The first part of solving a problem is admitting you have one. If we don't think race is a problem, we will never solve it. If we don't think police sometimes have a bias, we will let them continue with that bias.
But, this also: If we don't think we sometimes falsely accuse the police of bias, there will be no stopping the false accusations.
For starters, I think each one of us should consider how we are biased. It is natural to like those who come from our groups. If we are from Idaho, we might identify with and speak fondly of Idahoans. Even so, if we are black people, we often identify with black people. Natural enough, right? And, it is the same with white people, right?
Mitt Romney ran for president four years ago. His being a member of my church certainly was a factor in my deciding who I would vote for.
Supporting our own is not wrong.
But --here's the trick -- condemning and disliking those who are not our own is wrong. If they do nothing to warrant our dislike, then it is wrong for us to dislike them. That is when the word "discrimination" locks in.
So, if we are to solve racism, the first steps include:
(1.) Recognizing that we tend to pool with those who are like us. This does not need to be seen as a bad thing. Feeling an affinity for those like ourselves does not need to be a negative.
(2.) Recognizing that it is wrong to dislike or condemn or find fault with those who are not in our group simply because they are not in our group.

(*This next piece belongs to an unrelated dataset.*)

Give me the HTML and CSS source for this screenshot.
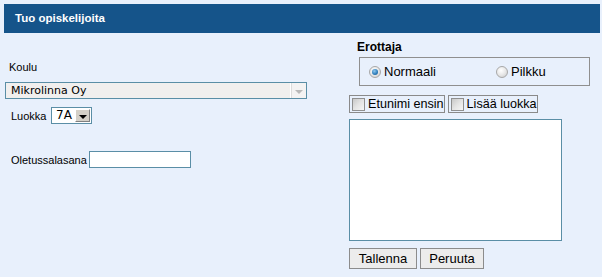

(3.) Recognizing that it is possible for some police to be biased and to hurt or kill those who are of different races. And, to recognize not only that it is possible, but that it does, in fact, happen.
(4.) Recognizing that some accusations of racism are false, and that not only are they false, but they are harmful and damaging.

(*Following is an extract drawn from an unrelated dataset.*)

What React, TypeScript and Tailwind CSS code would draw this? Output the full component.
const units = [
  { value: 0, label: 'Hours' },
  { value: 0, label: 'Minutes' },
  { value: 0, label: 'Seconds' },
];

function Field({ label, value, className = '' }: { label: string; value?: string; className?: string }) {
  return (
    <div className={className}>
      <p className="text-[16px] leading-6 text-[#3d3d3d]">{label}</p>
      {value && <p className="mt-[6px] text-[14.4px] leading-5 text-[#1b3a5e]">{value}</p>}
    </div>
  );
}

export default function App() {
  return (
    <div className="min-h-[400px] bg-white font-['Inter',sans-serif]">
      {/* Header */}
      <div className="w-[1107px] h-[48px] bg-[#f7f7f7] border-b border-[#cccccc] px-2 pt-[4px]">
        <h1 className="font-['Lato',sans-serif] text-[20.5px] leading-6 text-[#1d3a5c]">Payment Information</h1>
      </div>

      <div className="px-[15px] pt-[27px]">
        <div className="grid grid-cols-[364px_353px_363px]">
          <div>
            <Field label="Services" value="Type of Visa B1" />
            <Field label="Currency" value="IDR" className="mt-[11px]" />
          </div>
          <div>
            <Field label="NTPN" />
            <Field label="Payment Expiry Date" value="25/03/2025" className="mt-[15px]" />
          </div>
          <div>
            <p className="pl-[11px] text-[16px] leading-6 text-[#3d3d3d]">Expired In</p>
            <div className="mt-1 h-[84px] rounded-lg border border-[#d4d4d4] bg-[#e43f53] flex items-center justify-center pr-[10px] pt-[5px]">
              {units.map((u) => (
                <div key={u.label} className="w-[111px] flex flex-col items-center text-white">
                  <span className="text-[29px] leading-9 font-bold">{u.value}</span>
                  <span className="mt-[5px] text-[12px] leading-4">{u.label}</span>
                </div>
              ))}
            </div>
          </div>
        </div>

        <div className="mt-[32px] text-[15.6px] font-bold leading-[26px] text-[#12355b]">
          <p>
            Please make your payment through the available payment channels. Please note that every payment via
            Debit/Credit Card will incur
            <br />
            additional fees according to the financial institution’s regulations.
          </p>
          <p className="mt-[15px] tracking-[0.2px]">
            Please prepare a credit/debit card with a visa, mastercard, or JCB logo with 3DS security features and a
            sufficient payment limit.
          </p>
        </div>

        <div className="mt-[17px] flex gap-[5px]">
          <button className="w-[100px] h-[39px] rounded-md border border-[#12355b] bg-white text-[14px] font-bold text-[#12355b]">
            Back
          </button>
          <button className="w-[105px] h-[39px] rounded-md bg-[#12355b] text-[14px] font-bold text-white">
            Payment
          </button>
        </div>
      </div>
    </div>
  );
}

If we were to want to solve our race problem, we could begin by hammering out this message, by sharing the four above points with each other. If we could get all Americans to consider these points, and to see that they are true, we would be started on the road to success in solving our race problem. And, while it is clear we can't get all Americans to consider the points, the more people who signed on to recognizing these four things, the further we would be along the path of solving our racial divide.
It is said that the first steps of repentance including recognizing the fault, and confessing it. It is no difference with a nation than it is with a person. So, if we are serious, as a nation, about solving our racial divide -- and we ought to be -- then we should push to get as many people as possible to recognize and confess to the problem.